Saturday, September 27, 2014

Slaves to tomatoes

Tomatoes continue to rule the kitchen. C. has been canning them plain, cooked down into sauce, and mixed with herbs and onions and stuff into spaghetti sauce. The three food dryers are cycling loads of roma-types into lovely dried scraps of concentrated tomato-ness. The cherry ones go straight into the freezer in gallon ziplocks. I've been helping with the daily sorting – beefy, cherry and roma; green, ripening and ripe; and tomatoes with issues (slug bites, deer bites, Earl bites, bad spots).

C. spends a whole lot of time dunking them in boiling water to peel them. If we could find the damn Foley food mill (we call it the Foley Fuckerhead after a story I read once in a women's magazine in a doctor's waiting room) we could dispense with the peeling, but it's in a box someplace, or at the Ancestral Home. Right next to the cheese grater and my favorite Hawai'ian shirt – items that were apparently lost in the move.


As she processes the tomatoes she scoops out and saves some of the seeds. Saving tomato seeds is a messy job. (So is everything to do with tomatoes. The cutting board, the counter, the knives and my hands are all slimy with tomato guts.) You let the seeds ferment for a week or so in a little dish with some water and grow a little mold on top, then rinse them carefully several times. The gel around each seed washes off, and the good seeds sink to the bottom. You dry them and store for spring. We usually buy seeds, too, but it's smart to save some.


Anyway, big bowls of tomatoes are everywhere. We try to keep up with them, and try to keep Earl from sneaking them off to eat on the rug. And there are still some on the vines in the garden.

I worked on digging all the beets and packing them in damp sand in a bin in the boiler room today.
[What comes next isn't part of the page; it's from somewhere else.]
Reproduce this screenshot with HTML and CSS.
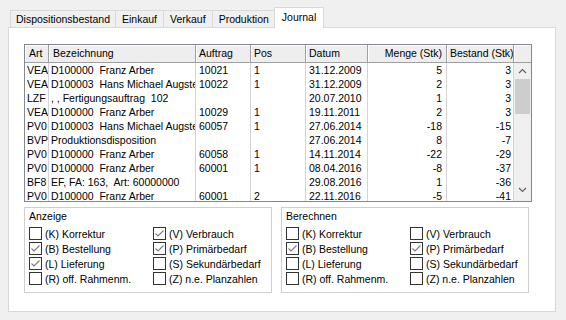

I was pleased to have actually finished something – when C. reminded me there was one more bed of beets to dig. So tomorrow I finish something. And the carrots, too.







The rabbits played in their yard and ate beet greens. I've been plucking them a little – Fondue last night, and Plumb Bob the night before.



















C. got out a six-gallon crock and is making sauerkraut, as well as something called kabachkovaya ikra, a Russian squash spread that should be interesting. Her first batch of ketchup is delicious. And her carrots are gigantic!